#### Exercise data

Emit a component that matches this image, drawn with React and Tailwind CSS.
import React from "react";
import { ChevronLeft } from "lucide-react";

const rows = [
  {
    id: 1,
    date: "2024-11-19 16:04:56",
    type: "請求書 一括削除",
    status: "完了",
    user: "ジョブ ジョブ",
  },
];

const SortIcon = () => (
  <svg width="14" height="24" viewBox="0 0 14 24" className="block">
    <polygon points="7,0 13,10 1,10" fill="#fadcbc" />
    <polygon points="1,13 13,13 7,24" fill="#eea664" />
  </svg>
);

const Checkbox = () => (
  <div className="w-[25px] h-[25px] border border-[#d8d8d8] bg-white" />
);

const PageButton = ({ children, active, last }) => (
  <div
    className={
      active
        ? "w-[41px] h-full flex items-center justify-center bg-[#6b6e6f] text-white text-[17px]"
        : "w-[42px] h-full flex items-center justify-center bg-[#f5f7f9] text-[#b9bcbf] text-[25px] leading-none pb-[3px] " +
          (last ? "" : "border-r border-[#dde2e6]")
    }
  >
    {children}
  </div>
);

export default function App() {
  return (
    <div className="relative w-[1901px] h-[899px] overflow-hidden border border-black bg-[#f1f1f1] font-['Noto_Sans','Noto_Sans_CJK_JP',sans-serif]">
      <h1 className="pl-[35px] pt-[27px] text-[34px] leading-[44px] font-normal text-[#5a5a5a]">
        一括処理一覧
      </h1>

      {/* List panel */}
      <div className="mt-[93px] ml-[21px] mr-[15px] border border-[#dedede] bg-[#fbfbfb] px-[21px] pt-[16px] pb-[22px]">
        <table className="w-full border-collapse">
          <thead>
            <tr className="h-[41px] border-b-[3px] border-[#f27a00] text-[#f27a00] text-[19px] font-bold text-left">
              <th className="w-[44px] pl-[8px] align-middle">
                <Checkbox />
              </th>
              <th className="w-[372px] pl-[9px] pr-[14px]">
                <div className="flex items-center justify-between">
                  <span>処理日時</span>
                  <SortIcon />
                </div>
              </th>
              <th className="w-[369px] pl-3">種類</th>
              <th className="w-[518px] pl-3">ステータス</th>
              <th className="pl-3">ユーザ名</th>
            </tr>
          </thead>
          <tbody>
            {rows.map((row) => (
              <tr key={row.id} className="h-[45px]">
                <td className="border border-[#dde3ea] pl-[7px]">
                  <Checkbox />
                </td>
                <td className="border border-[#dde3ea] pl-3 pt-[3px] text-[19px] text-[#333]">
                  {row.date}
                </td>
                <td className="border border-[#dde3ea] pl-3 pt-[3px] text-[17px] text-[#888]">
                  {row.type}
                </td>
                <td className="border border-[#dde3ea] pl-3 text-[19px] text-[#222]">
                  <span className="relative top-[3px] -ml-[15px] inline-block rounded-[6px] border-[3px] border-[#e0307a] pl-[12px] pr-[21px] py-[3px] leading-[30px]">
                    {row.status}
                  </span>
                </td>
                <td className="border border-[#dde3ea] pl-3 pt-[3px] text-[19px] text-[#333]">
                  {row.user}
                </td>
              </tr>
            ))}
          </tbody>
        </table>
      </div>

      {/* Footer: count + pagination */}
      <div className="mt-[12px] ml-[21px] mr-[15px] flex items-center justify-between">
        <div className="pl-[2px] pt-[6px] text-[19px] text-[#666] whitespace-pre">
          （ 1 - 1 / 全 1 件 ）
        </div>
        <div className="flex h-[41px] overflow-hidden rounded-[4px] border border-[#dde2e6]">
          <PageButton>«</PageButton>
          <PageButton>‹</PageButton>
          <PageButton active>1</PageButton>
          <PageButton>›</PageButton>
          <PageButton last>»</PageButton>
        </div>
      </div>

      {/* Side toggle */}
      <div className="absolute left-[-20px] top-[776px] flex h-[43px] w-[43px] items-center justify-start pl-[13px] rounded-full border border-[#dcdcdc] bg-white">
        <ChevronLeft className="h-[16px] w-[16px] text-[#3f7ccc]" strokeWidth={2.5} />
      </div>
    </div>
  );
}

########
#### Exercise data

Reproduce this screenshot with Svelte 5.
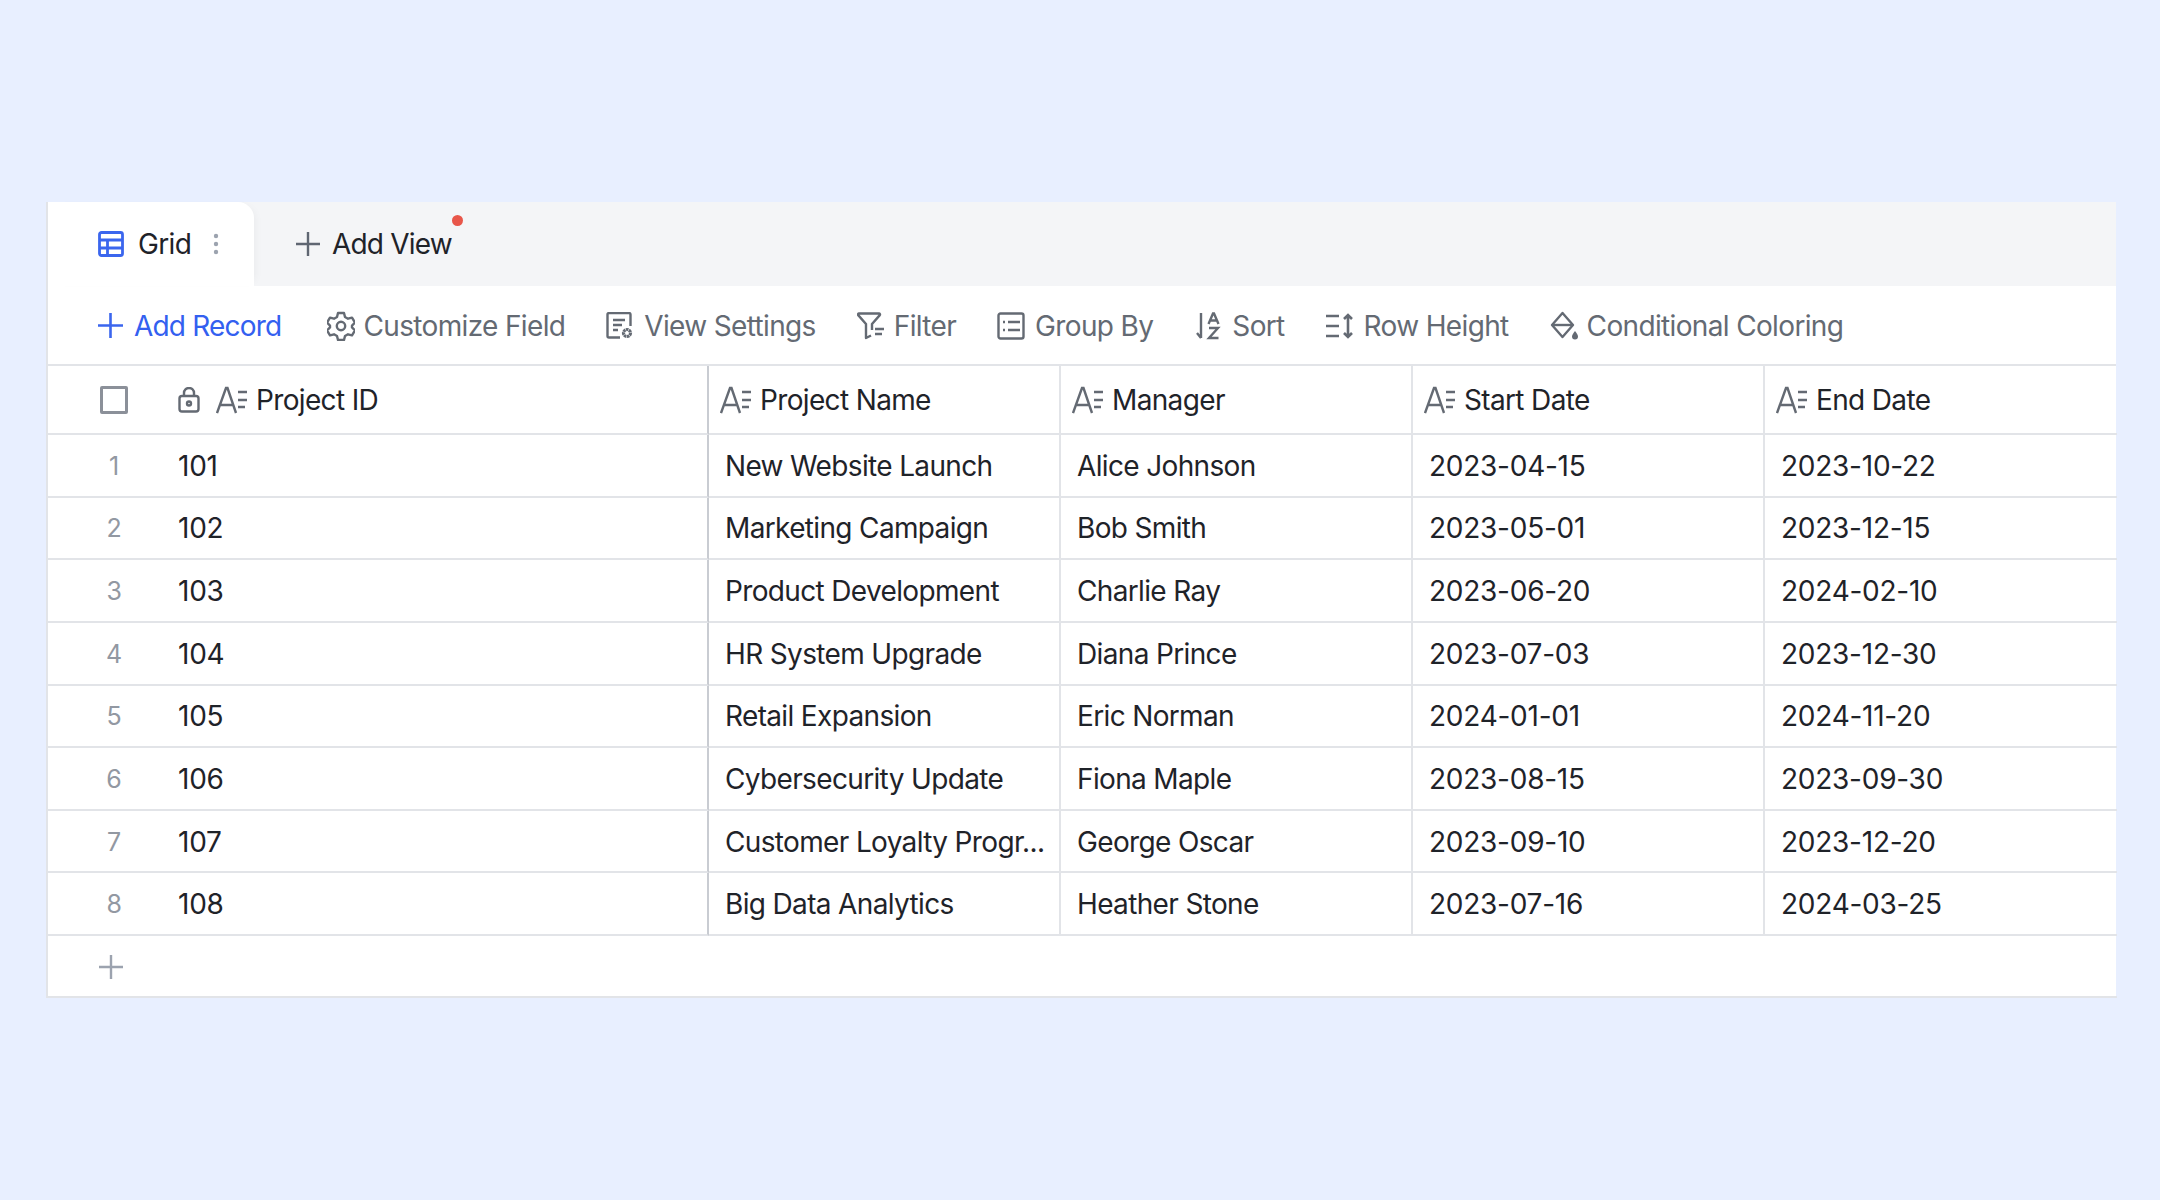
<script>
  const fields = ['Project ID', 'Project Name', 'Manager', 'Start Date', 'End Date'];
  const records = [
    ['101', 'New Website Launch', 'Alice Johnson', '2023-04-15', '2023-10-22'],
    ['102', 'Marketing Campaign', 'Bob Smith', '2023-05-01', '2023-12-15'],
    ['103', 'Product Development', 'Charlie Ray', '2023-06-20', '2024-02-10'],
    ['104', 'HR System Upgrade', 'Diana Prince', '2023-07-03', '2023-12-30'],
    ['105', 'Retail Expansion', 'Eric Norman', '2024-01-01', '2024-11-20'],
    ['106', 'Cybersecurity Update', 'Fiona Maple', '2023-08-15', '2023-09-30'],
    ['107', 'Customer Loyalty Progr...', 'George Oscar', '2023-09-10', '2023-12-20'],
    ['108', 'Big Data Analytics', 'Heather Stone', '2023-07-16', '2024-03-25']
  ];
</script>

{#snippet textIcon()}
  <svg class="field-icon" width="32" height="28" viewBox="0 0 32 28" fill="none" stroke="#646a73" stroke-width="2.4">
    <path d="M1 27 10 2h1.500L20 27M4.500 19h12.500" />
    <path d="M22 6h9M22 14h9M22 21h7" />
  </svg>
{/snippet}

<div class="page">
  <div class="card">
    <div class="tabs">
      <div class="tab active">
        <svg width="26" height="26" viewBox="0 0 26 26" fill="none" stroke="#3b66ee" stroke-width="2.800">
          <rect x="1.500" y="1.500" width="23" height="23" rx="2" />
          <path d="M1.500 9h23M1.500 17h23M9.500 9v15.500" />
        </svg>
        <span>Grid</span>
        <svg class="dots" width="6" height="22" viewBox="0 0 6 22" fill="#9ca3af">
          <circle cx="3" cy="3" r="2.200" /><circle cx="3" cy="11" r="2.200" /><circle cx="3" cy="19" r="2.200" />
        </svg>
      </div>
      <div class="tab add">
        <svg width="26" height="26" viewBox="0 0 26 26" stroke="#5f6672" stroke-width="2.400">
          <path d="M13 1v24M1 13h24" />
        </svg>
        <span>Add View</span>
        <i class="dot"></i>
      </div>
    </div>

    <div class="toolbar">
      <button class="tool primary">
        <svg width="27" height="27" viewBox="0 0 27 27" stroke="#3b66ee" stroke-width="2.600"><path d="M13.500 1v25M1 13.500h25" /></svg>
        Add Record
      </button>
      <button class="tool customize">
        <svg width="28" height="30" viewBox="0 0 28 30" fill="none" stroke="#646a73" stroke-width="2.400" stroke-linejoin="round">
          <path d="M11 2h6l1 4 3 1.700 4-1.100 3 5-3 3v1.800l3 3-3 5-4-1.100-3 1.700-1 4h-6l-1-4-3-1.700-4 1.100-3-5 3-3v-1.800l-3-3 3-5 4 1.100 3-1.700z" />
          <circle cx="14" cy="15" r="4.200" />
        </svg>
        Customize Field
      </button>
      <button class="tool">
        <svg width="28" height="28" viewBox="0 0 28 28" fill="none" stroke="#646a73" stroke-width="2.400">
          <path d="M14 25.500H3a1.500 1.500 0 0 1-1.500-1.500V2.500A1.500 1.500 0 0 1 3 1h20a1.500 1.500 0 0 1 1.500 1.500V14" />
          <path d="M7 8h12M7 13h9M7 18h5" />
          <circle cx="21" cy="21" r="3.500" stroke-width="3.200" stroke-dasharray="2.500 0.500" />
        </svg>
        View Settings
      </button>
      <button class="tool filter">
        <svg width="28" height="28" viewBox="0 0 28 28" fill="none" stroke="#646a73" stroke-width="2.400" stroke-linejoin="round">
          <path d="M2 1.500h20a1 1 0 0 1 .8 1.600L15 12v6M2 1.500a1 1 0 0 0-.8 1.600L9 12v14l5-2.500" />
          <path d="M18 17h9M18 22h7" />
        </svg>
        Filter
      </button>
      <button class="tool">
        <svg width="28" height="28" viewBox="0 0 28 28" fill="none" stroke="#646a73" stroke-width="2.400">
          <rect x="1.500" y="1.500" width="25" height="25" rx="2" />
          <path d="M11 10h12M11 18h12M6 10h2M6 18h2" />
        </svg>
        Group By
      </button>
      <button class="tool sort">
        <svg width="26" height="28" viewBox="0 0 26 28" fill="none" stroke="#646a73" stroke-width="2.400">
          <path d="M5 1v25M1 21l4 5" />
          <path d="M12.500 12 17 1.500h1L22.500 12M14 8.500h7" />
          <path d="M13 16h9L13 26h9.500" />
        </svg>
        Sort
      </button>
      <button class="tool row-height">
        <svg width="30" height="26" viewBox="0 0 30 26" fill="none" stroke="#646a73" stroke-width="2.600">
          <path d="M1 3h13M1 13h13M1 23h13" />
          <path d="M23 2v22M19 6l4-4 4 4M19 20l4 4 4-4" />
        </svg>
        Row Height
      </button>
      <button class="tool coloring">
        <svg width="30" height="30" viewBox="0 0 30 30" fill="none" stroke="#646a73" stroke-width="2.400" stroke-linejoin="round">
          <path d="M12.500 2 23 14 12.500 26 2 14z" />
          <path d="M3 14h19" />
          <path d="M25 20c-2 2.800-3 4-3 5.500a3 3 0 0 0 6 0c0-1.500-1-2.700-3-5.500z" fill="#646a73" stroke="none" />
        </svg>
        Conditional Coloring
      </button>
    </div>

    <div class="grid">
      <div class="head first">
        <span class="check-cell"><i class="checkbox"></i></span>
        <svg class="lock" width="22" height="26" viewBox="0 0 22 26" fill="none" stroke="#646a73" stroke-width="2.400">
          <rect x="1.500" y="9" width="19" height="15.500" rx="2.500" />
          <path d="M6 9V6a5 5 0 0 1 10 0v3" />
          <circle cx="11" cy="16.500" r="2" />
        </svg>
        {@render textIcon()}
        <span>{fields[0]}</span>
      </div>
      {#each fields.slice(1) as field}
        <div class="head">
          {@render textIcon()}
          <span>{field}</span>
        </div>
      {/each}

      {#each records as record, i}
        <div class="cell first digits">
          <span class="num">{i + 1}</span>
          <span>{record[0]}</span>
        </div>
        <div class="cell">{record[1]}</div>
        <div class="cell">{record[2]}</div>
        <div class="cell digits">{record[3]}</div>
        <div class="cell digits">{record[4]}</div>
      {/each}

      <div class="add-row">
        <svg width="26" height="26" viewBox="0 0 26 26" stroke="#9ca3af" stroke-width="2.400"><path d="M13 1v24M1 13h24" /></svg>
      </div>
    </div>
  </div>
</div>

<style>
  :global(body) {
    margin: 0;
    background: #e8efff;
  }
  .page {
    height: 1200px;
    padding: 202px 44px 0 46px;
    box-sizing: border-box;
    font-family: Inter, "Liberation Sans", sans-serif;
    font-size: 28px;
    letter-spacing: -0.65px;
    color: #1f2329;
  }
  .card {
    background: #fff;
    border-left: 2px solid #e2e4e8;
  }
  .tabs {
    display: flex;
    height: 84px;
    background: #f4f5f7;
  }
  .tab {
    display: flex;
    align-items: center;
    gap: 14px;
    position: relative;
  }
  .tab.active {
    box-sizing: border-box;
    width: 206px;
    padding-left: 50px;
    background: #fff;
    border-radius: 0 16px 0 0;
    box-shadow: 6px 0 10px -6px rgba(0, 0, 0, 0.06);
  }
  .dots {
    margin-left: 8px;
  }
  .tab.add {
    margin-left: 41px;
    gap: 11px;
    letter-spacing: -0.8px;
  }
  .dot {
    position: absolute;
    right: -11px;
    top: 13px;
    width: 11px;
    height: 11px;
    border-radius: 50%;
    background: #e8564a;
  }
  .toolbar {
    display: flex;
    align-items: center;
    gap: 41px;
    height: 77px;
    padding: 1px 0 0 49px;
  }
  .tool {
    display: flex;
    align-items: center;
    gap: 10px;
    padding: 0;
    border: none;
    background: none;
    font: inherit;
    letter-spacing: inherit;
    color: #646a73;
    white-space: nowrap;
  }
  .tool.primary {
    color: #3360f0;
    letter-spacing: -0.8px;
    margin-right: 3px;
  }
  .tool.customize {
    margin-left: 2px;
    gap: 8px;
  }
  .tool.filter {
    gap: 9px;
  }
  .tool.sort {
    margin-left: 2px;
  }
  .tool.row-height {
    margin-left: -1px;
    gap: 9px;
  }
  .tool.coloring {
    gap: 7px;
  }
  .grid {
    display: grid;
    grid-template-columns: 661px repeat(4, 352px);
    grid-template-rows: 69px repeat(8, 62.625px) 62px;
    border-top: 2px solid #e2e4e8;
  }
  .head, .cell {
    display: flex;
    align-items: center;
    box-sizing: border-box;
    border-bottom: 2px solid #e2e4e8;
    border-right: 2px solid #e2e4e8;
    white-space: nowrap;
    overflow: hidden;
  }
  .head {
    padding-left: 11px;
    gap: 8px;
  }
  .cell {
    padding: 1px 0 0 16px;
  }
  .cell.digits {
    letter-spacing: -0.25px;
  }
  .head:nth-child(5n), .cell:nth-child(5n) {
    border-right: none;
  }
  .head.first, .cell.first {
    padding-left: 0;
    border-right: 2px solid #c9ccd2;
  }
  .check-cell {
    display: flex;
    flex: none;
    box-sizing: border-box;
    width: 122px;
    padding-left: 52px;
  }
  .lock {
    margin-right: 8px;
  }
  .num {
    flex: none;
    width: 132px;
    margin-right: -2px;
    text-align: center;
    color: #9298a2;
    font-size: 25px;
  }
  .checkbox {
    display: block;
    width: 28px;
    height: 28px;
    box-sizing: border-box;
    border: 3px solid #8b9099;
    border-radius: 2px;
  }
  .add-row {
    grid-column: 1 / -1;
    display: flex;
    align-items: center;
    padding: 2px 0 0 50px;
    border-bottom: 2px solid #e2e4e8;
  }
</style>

########
#### Exercise data

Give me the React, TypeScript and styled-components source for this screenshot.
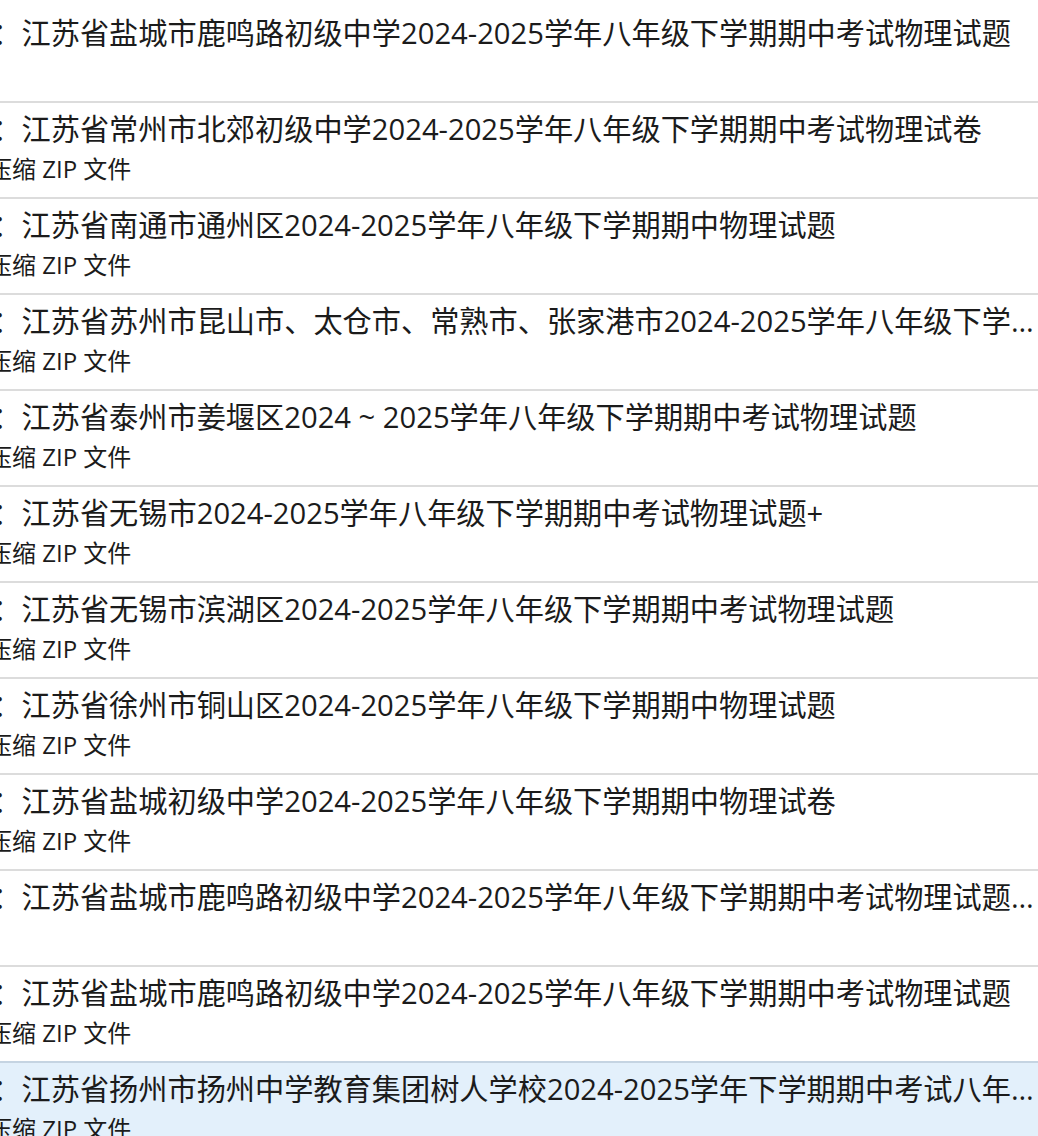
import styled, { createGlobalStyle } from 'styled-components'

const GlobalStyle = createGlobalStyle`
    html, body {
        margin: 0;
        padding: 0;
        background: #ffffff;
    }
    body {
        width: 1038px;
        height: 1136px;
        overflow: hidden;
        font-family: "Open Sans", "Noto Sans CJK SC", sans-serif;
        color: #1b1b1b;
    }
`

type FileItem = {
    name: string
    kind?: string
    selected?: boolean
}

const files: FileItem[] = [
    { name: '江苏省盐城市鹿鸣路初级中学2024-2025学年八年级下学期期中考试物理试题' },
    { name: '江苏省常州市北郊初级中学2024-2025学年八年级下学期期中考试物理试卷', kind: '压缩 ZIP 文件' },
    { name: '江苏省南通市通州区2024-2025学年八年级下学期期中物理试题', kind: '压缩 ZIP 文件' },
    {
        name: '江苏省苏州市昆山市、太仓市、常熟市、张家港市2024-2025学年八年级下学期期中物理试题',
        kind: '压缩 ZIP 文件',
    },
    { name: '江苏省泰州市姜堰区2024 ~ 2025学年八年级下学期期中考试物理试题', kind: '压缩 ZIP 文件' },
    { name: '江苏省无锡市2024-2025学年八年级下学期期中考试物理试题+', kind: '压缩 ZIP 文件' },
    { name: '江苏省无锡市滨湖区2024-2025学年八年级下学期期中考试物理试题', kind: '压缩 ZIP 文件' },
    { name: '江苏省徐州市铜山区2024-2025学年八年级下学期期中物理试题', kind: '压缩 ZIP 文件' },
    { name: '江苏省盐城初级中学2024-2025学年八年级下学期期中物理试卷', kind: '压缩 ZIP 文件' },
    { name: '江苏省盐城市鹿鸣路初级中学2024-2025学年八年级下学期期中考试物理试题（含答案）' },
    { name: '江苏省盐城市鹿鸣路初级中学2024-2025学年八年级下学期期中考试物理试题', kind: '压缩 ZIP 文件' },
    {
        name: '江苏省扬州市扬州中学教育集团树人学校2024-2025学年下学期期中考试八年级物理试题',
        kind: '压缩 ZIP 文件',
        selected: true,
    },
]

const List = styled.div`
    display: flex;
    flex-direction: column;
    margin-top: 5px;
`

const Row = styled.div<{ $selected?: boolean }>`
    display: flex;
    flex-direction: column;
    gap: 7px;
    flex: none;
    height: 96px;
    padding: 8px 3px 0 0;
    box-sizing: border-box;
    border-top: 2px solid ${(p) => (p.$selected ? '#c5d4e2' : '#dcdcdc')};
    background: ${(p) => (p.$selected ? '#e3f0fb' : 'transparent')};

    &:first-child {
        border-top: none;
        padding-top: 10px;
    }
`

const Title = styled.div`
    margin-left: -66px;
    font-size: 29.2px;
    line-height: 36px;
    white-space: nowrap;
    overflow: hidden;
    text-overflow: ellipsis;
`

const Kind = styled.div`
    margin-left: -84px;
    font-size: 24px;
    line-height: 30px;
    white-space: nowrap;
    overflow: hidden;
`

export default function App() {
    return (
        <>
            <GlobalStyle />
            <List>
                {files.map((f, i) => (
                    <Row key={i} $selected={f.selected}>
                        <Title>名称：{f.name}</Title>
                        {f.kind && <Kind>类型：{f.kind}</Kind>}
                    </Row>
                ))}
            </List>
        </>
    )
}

########

> [Work to do] Pick each line holding the word "components" out of the data and copy it.

> [Task answer]
Give me the React, TypeScript and styled-components source for this screenshot.
import styled, { createGlobalStyle } from 'styled-components'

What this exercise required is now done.